UNIVERSAL CANCER VACCINE...

'UNIVERSAL CANCER VACCINE'  breakthrough

Researchers have found a way to persuade the body's immune system to attack tumours – and it is largely free from side effects

Scientists just took a big, "very positive" step towards developing what could be the first 'universal cancer vaccine'.

The results from early trials in humans, along with research in mice, have just been published, and they suggest that the new technique could be used to activate patients' immune systems against any type of tumour, no matter where it is in the body.

Unlike the vaccines we're familiar with, this potential vaccine would be given to patients who already have cancer, rather than those at risk of getting it. It basically works by shooting tiny 'darts' containing pieces of RNA extracted from the patient's cancer cells at the body's own immune system, convincing them to launch an all-out attack on any tumours they come across.

By just changing the RNA inside those darts, the team can, in theory, mobilize the immune system against any kind of cancer. "[Such] vaccines are fast and inexpensive to produce, and virtually any tumour antigen can be encoded by RNA," the team, led by researchers at Johannes Gutenberg University of Mainz in Germany, reports in Nature.

"Thus, the nanoparticulate RNA immunotherapy approach introduced here may be regarded as a universally applicable novel vaccine class for cancer immunotherapy."

Immunotherapy, which involves using the patient's own immune system to attack cancer, isn't in itself new - researchers are already using it against different cancer types with great results.

But until now, researchers have mostly done this by genetically engineering special, cancer-targeting immune cells in the lab, and then injecting them back into a patient - which is a time-consuming and expensive process.

The difference with this technique is that the vaccine is made in the lab, and it introduces the cancer DNA into the immune cells within the body, which is a lot less invasive.
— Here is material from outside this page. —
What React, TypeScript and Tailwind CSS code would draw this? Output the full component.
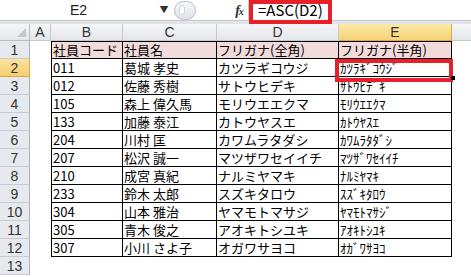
const rows: string[][] = [
  ["社員コード", "社員名", "フリガナ(全角)", "フリガナ(半角)"],
  ["011", "葛城 孝史", "カツラギコウジ", "ｶﾂﾗｷﾞｺｳｼﾞ"],
  ["012", "佐藤 秀樹", "サトウヒデキ", "ｻﾄｳﾋﾃﾞｷ"],
  ["105", "森上 偉久馬", "モリウエエクマ", "ﾓﾘｳｴｴｸﾏ"],
  ["133", "加藤 泰江", "カトウヤスエ", "ｶﾄｳﾔｽｴ"],
  ["204", "川村 匡", "カワムラタダシ", "ｶﾜﾑﾗﾀﾀﾞｼ"],
  ["207", "松沢 誠一", "マツザワセイイチ", "ﾏﾂｻﾞﾜｾｲｲﾁ"],
  ["210", "成宮 真紀", "ナルミヤマキ", "ﾅﾙﾐﾔﾏｷ"],
  ["233", "鈴木 太郎", "スズキタロウ", "ｽｽﾞｷﾀﾛｳ"],
  ["304", "山本 雅治", "ヤマモトマサジ", "ﾔﾏﾓﾄﾏｻｼﾞ"],
  ["305", "青木 俊之", "アオキトシユキ", "ｱｵｷﾄｼﾕｷ"],
  ["307", "小川 さよ子", "オガワサヨコ", "ｵｶﾞﾜｻﾖｺ"],
];

const cols = ["A", "B", "C", "D", "E"];

function cellClass(r: number, c: number) {
  // r: 1..12, c: 0..3 (B..E)
  let cls = "border-black pl-[1px] overflow-hidden whitespace-nowrap ";
  if (c === 0) cls += "border-l ";
  if (r === 1) cls += "border-t bg-[#f2dcdb] ";
  cls += c === 3 || r === 1 ? "border-r " : "border-r border-r-dotted ";
  cls += r === 1 || r === 12 ? "border-b " : "border-b border-b-dotted ";
  return cls;
}

export default function App() {
  return (
    <div className="relative w-[471px] h-[277px] overflow-hidden bg-white text-black font-['Noto_Sans_CJK_JP',sans-serif]">
      {/* formula bar */}
      <div className="flex h-[21px] border-b border-[#c4c9d0] bg-white">
        <div className="w-[157px] flex items-center justify-center text-[14px] font-['Liberation_Sans',sans-serif] text-[#222]">
          E2
        </div>
        <div className="w-[14px] flex items-center justify-center text-[9px] text-[#333]">▼</div>
        <div className="w-[60px] flex items-center">
          <div className="ml-[3px] w-[22px] h-[19px] rounded-full border border-[#b8bec6] bg-gradient-to-b from-[#f7f8fa] to-[#dfe3e8] flex items-center pl-[4px]">
            <div className="w-[6px] h-[10px] rounded-full bg-white border border-[#cfd4da]" />
          </div>
        </div>
        <div className="w-[17px] flex items-center justify-center font-['Liberation_Serif',serif] italic font-bold text-[14px] text-[#333]">
          f<span className="text-[10px] -ml-[1px] mt-[3px]">x</span>
        </div>
        <div className="flex-1 border-l border-[#c4c9d0] flex items-center pl-[9px] text-[15px] leading-[16px] whitespace-nowrap">
          =ASC(D2)
        </div>
      </div>
      <div className="h-[3px] bg-[#e1e5ea]" />

      {/* sheet */}
      <div className="grid grid-cols-[30px_21px_72px_94px_122px_113px_19px] grid-rows-[17px_repeat(13,18px)] text-[13px] leading-[16px]">
        {/* header row */}
        <div className="relative bg-gradient-to-b from-[#f5f6f8] to-[#e3e6ea] border-r border-b border-[#b9bec5]">
          <svg className="absolute right-[3px] bottom-[3px]" width="9" height="9" viewBox="0 0 9 9">
            <polygon points="9,0 9,9 0,9" fill="#c3c7cc" />
          </svg>
        </div>
        {cols.map((c) => (
          <div
            key={c}
            className={
              c === "E"
                ? "flex items-center justify-center bg-gradient-to-b from-[#fce9a8] to-[#f7d272] border-r border-b border-[#e2a73e] text-[14px] text-[#333] font-['Liberation_Sans',sans-serif]"
                : "flex items-center justify-center bg-gradient-to-b from-[#f5f6f8] to-[#e3e6ea] border-r border-b border-[#c5c9cf] text-[14px] text-[#333] font-['Liberation_Sans',sans-serif]"
            }
          >
            {c}
          </div>
        ))}
        <div className="bg-gradient-to-b from-[#f5f6f8] to-[#e3e6ea] border-b border-[#c5c9cf]" />

        {Array.from({ length: 13 }, (_, i) => i + 1).map((r) => (
          <div key={r} className="contents">
            <div
              className={
                r === 2
                  ? "flex items-center justify-center bg-gradient-to-b from-[#fbe3a0] to-[#f6cd70] border-r border-b border-[#e2a73e] text-[14px] text-[#333] font-['Liberation_Sans',sans-serif]"
                  : "flex items-center justify-center bg-[#e6e9ed] border-r border-r-[#a9afb7] border-b border-b-[#c8ccd2] text-[14px] text-[#333] font-['Liberation_Sans',sans-serif]"
              }
            >
              {r}
            </div>
            <div />
            {r <= 12
              ? rows[r - 1].map((v, c) => (
                  <div key={c} className={cellClass(r, c) + "flex items-end"}>
                    <span className="whitespace-pre">{v}</span>
                  </div>
                ))
              : [0, 1, 2, 3].map((c) => <div key={c} />)}
            <div />
          </div>
        ))}
      </div>

      {/* annotations */}
      <div className="absolute left-[249px] top-0 w-[83px] h-[24px] border-4 border-[#e8202a]" />
      <div className="absolute left-[335px] top-[59px] w-[118px] h-[23px] border-4 border-[#e8202a]" />
      <div className="absolute left-[451px] top-[76px] w-[4px] h-[4px] bg-black" />
    </div>
  );
}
It also means that the vaccine can be tweaked to hunt a range of cancer types.

So why isn't the immune system naturally taking out these cancer types? 

"One reason is that cancer cells are similar in many ways to normal cells and the immune system avoids attacking the self," explain Dutch immunologists Jolanda de Vries and Figdor in a commentary accompanying the Nature paper. 

That means that when you develop a vaccine, you need to use an antigen - a foreign molecule that works like a 'mugshot' for the immune system - that's not expressed in normal cells, too.  

"Only relatively modest immune responses occur with vaccines containing antigens that are also expressed on healthy tissue," write de Vries and Carl Figdor. "Strong immune responses can be expected only when cancer cells express antigens that are not usually expressed in normal adult cells."

It's this kind of cancer-specific antigen that the new vaccine is designed to deliver to the immune system. It works by coating the cancer RNA in a simple, fatty acid membrane, and giving it a slightly negative charge.

This means that once the vaccine is injected into a patient, it's drawn via electric charge towards dendritic immune cells in the spleen, lymph nodes, and bone marrow. 

The team has also now trialled a version of the vaccine in three patients with melanoma. The point of the trial was only to test whether the vaccine was safe to use in humans, not whether it was effective, and so far, the results are promising. The side effects were limited to flu-like symptoms, which is better than most chemotherapy treatments.

The team is now waiting 12 months for follow-up results from this safety trial, and if all goes well, will start a larger clinical trial after that to see if the vaccine really works.

“Because the vaccine was only tested in three patients, larger clinical trials are needed to confirm it works and is safe, while more research will determine if it could be used to treat other types of cancer."

Although it's still very early days, we have another reason to feel hopeful about the future of cancer treatment. And that's always a good thing.